Naval G. Daver, MD, discusses the rationale for an ongoing phase 1 trial investigating uproleselan in combination with azacitidine and venetoclax in patients with treatment-naïve acute myeloid leukemia.
Naval G. Daver, MD, associate professor, Department of Leukemia, Division of Cancer Medicine, The University of Texas MD Anderson Cancer Center, discusses the rationale for an ongoing phase 1 trial (NCT04964505) investigating uproleselan (GM-1271) in combination with azacitidine (Vidaza) and venetoclax (Venclexta) in patients with treatment-naïve acute myeloid leukemia (AML).
The combination of azacitidine plus venetoclax is frequently used in patients with AML who are older than 75 years of age as well as those who are between 60 years and 75 years of age, Daver says. Approximately 60% to 70% of patients with newly diagnosed AML receive azacitidine/venetoclax-based therapy in the front line, Daver notes. This is an ideal combination for many patients with AML because it generates good response rates, is tolerable, and allows patients to feasibly undergo subsequent allogeneic stem cell transplant, Daver explains.
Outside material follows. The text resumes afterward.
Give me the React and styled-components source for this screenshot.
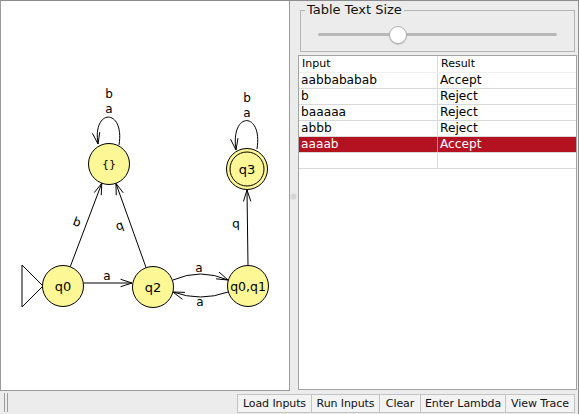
import React from 'react';
import styled, { createGlobalStyle } from 'styled-components';

const GlobalStyle = createGlobalStyle`
  html, body { margin: 0; padding: 0; }
  body {
    background: #ececec;
    font-family: "DejaVu Sans", "Liberation Sans", sans-serif;
    color: #000;
  }
`;

const Window = styled.div`
  width: 579px;
  height: 414px;
  box-sizing: border-box;
  border-top: 1px solid #8d8d8d;
  border-right: 1px solid #8d8d8d;
  background: #ececec;
  display: grid;
  grid-template-rows: 390px 23px;
  overflow: hidden;
`;

const Workspace = styled.div`
  display: flex;
  min-height: 0;
`;

const Canvas = styled.div`
  width: 290px;
  flex: none;
  box-sizing: border-box;
  background: #fff;
  border: 1px solid #9b9b9b;
  border-top: none;
  svg { display: block; }
`;

const Splitter = styled.div`
  width: 8px;
  flex: none;
  display: flex;
  align-items: center;
  justify-content: center;
`;

const SplitDot = styled.span`
  width: 5px;
  height: 5px;
  margin-right: 1px;
  border-radius: 50%;
  background: #d4d4d4;
  border: 1px solid #e2e2e2;
`;

const SidePanel = styled.div`
  flex: 1;
  min-width: 0;
  display: flex;
  flex-direction: column;
  padding: 0 1px 1px 0;
`;

const Group = styled.fieldset`
  margin: 0 2px;
  padding: 0 4px 7px;
  border: 1px solid #b4b4b4;
  min-width: 0;
`;

const GroupTitle = styled.legend`
  padding: 0 2px;
  font-size: 13px;
  line-height: 18px;
  color: #111;
`;

const SliderRow = styled.div`
  padding: 7px 13px 0;
`;

const SliderTrack = styled.div`
  position: relative;
  height: 18px;
  &::before {
    content: "";
    position: absolute;
    left: 0;
    right: 0;
    top: 7px;
    height: 3px;
    border-radius: 2px;
    background: #b9b9b9;
  }
`;

const SliderThumb = styled.span`
  position: absolute;
  top: 0;
  left: calc(${p => p.$pos * 100}% - 9px);
  width: 16px;
  height: 16px;
  border-radius: 50%;
  background: #fff;
  border: 1px solid #b0b0b0;
  box-shadow: 0 1px 1px rgba(0, 0, 0, 0.15);
`;

const Table = styled.div`
  flex: 1;
  margin-top: 3px;
  background: #fff;
  border: 1px solid #a3a3a3;
`;

const Row = styled.div`
  display: grid;
  grid-template-columns: 139px 1fr;
  height: ${p => (p.$head ? 17 : 16)}px;
  box-sizing: border-box;
  border-bottom: 1px solid ${p => (p.$head ? '#efefef' : '#d9d9d9')};
  background: ${p => (p.$selected ? '#b51221' : 'transparent')};
  color: ${p => (p.$selected ? '#fff' : '#000')};
`;

const Cell = styled.div`
  padding-left: ${p => (p.$head ? 3 : 2)}px;
  font-size: ${p => (p.$head ? 11 : 12.2)}px;
  line-height: 15px;
  white-space: nowrap;
  overflow: hidden;
  &:first-child {
    border-right: 1px solid ${p => (p.$selected ? '#d07c84' : '#d9d9d9')};
  }
`;

const BottomBar = styled.div`
  display: flex;
  align-items: flex-start;
  padding: 3px 3px 0 4px;
`;

const Grip = styled.div`
  width: 4px;
  height: 19px;
  border-left: 1px solid #9c9c9c;
  border-right: 1px solid #9c9c9c;
  box-sizing: border-box;
  margin-top: -1px;
`;

const ButtonGroup = styled.div`
  margin-left: auto;
  display: flex;
`;

const Button = styled.button`
  width: ${p => p.$w}px;
  height: 19px;
  padding: 0;
  margin: 0;
  box-sizing: border-box;
  font-family: "DejaVu Sans", sans-serif;
  font-size: 11px;
  letter-spacing: -0.1px;
  white-space: nowrap;
  color: #111;
  background: #f3f3f3;
  border: 1px solid #c3c3c3;
  border-radius: 0;
  & + & { margin-left: -1px; }
`;

const FILL = '#fdf796';
const FONT = '"DejaVu Sans", sans-serif';

const head = (x, y, ang, len = 12, spread = 18) => {
  const r = Math.PI / 180;
  const a1 = (ang + 180 - spread) * r;
  const a2 = (ang + 180 + spread) * r;
  return `M ${x + len * Math.cos(a1)} ${y + len * Math.sin(a1)} L ${x} ${y} L ${x + len * Math.cos(a2)} ${y + len * Math.sin(a2)}`;
};

const nodes = [
  { x: 109, y: 164, label: '{}', size: 11 },
  { x: 247, y: 169, label: 'q3', final: true },
  { x: 63, y: 286, label: 'q0' },
  { x: 153, y: 287, label: 'q2' },
  { x: 248, y: 286, label: 'q0,q1', size: 12.5 },
];

const edges = [
  { d: 'M 84 283 L 132 283', h: [132, 283, 0] },
  { d: 'M 70.2 266.8 L 101.8 183.2', h: [101.8, 183.2, -69.3] },
  { d: 'M 146.1 267.7 L 115.9 183.3', h: [115.9, 183.3, -109.7] },
  { d: 'M 248 265.5 L 247 190', h: [247, 190, -90.8] },
  { d: 'M 173 280 Q 200.5 268 228 280', h: [228, 280, 23.6] },
  { d: 'M 228 292 Q 200.5 302 173 292', h: [173, 292, -160] },
  { d: 'M 119 145 C 125 108, 92 108, 98 144', h: [98, 144, 80.5] },
  { d: 'M 257 149 C 263 111, 230 111, 236 150', h: [236, 150, 81.3] },
];

const labels = [
  { x: 107, y: 276, t: 'a' },
  { x: 199, y: 268, t: 'a' },
  { x: 200, y: 302, t: 'a' },
  { x: 109, y: 94, t: 'b' },
  { x: 109, y: 109, t: 'a' },
  { x: 247, y: 98, t: 'b' },
  { x: 247, y: 113, t: 'a' },
  { x: 77, y: 222, t: 'b', rot: 20.7 },
  { x: 120, y: 227, t: 'b', rot: 160.3 },
  { x: 236, y: 225, t: 'b', rot: 179.2 },
];

function Diagram() {
  return (
    <svg width="288" height="389" viewBox="1 1 288 389" fontFamily={FONT}>
      <polygon points="22,265 22,307 43,286" fill="#fff" stroke="#000" strokeWidth="1" />
      {edges.map((e, i) => (
        <g key={i} fill="none" stroke="#000" strokeWidth="1">
          <path d={e.d} />
          <path d={head(...e.h)} />
        </g>
      ))}
      {labels.map((l, i) => (
        <text
          key={i}
          x={l.x}
          y={l.y}
          fontSize="12"
          textAnchor="middle"
          dominantBaseline="central"
          transform={l.rot ? `rotate(${l.rot} ${l.x} ${l.y})` : undefined}
        >
          {l.t}
        </text>
      ))}
      {nodes.map((n, i) => (
        <g key={i}>
          <circle cx={n.x} cy={n.y} r="20.5" fill={FILL} stroke="#000" strokeWidth="1" />
          {n.final && <circle cx={n.x} cy={n.y} r="17" fill="none" stroke="#000" strokeWidth="1" />}
          <text
            x={n.x}
            y={n.y}
            fontSize={n.size || 13}
            textAnchor="middle"
            dominantBaseline="central"
          >
            {n.label}
          </text>
        </g>
      ))}
    </svg>
  );
}

const rows = [
  ['aabbababab', 'Accept'],
  ['b', 'Reject'],
  ['baaaaa', 'Reject'],
  ['abbb', 'Reject'],
  ['aaaab', 'Accept', true],
  ['', ''],
];

const buttons = [
  ['Load Inputs', 75],
  ['Run Inputs', 69],
  ['Clear', 42],
  ['Enter Lambda', 86],
  ['View Trace', 70],
];

export default function App() {
  return (
    <>
      <GlobalStyle />
      <Window>
        <Workspace>
          <Canvas>
            <Diagram />
          </Canvas>
          <Splitter>
            <SplitDot />
          </Splitter>
          <SidePanel>
            <Group>
              <GroupTitle>Table Text Size</GroupTitle>
              <SliderRow>
                <SliderTrack>
                  <SliderThumb $pos={0.335} />
                </SliderTrack>
              </SliderRow>
            </Group>
            <Table>
              <Row $head>
                <Cell $head>Input</Cell>
                <Cell $head>Result</Cell>
              </Row>
              {rows.map(([a, b, sel], i) => (
                <Row key={i} $selected={sel}>
                  <Cell $selected={sel}>{a}</Cell>
                  <Cell $selected={sel}>{b}</Cell>
                </Row>
              ))}
            </Table>
          </SidePanel>
        </Workspace>
        <BottomBar>
          <Grip />
          <ButtonGroup>
            {buttons.map(([t, w]) => (
              <Button key={t} $w={w}>{t}</Button>
            ))}
          </ButtonGroup>
        </BottomBar>
      </Window>
    </>
  );
}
The phase 3 VIALE-A trial (NCT02993523) evaluated the combination of azacitidine and venetoclax vs azacitidine alone in patients with treatment-naïve AML who were ineligible for standard induction therapy. At a median follow-up of 43.2 months, the median overall survival was 14.7 months (95% CI, 12.1-18.7) with the combination vs 9.6 months (95% CI, 7.4-12.7) with azacitidine alone. Although these data are encouraging, the efficacy of this combination may be enhanced with additional targeted therapies, such as inhibitors of FLT3, IDH, and CD123, according to Daver.
Brian Jonas, MD, PhD, of the University of California, Davis, is leading the phase 1 trial investigating the addition of the E-selectin inhibitor uproleselan to the azacitidine/venetoclax backbone in this patient population. Preclinical data have shown a synergy between venetoclax and uproleselan, Daver says. Furthermore, the addition of uproleselan to this combination does not seem to contribute significant cumulative toxicities, such as myelosuppression and neutropenia, Daver explains. For these reasons, the E-selectin inhibitor is a viable agent to explore in combination with venetoclax and azacitidine, and investigators await data readouts from this phase 1 study, Daver concludes.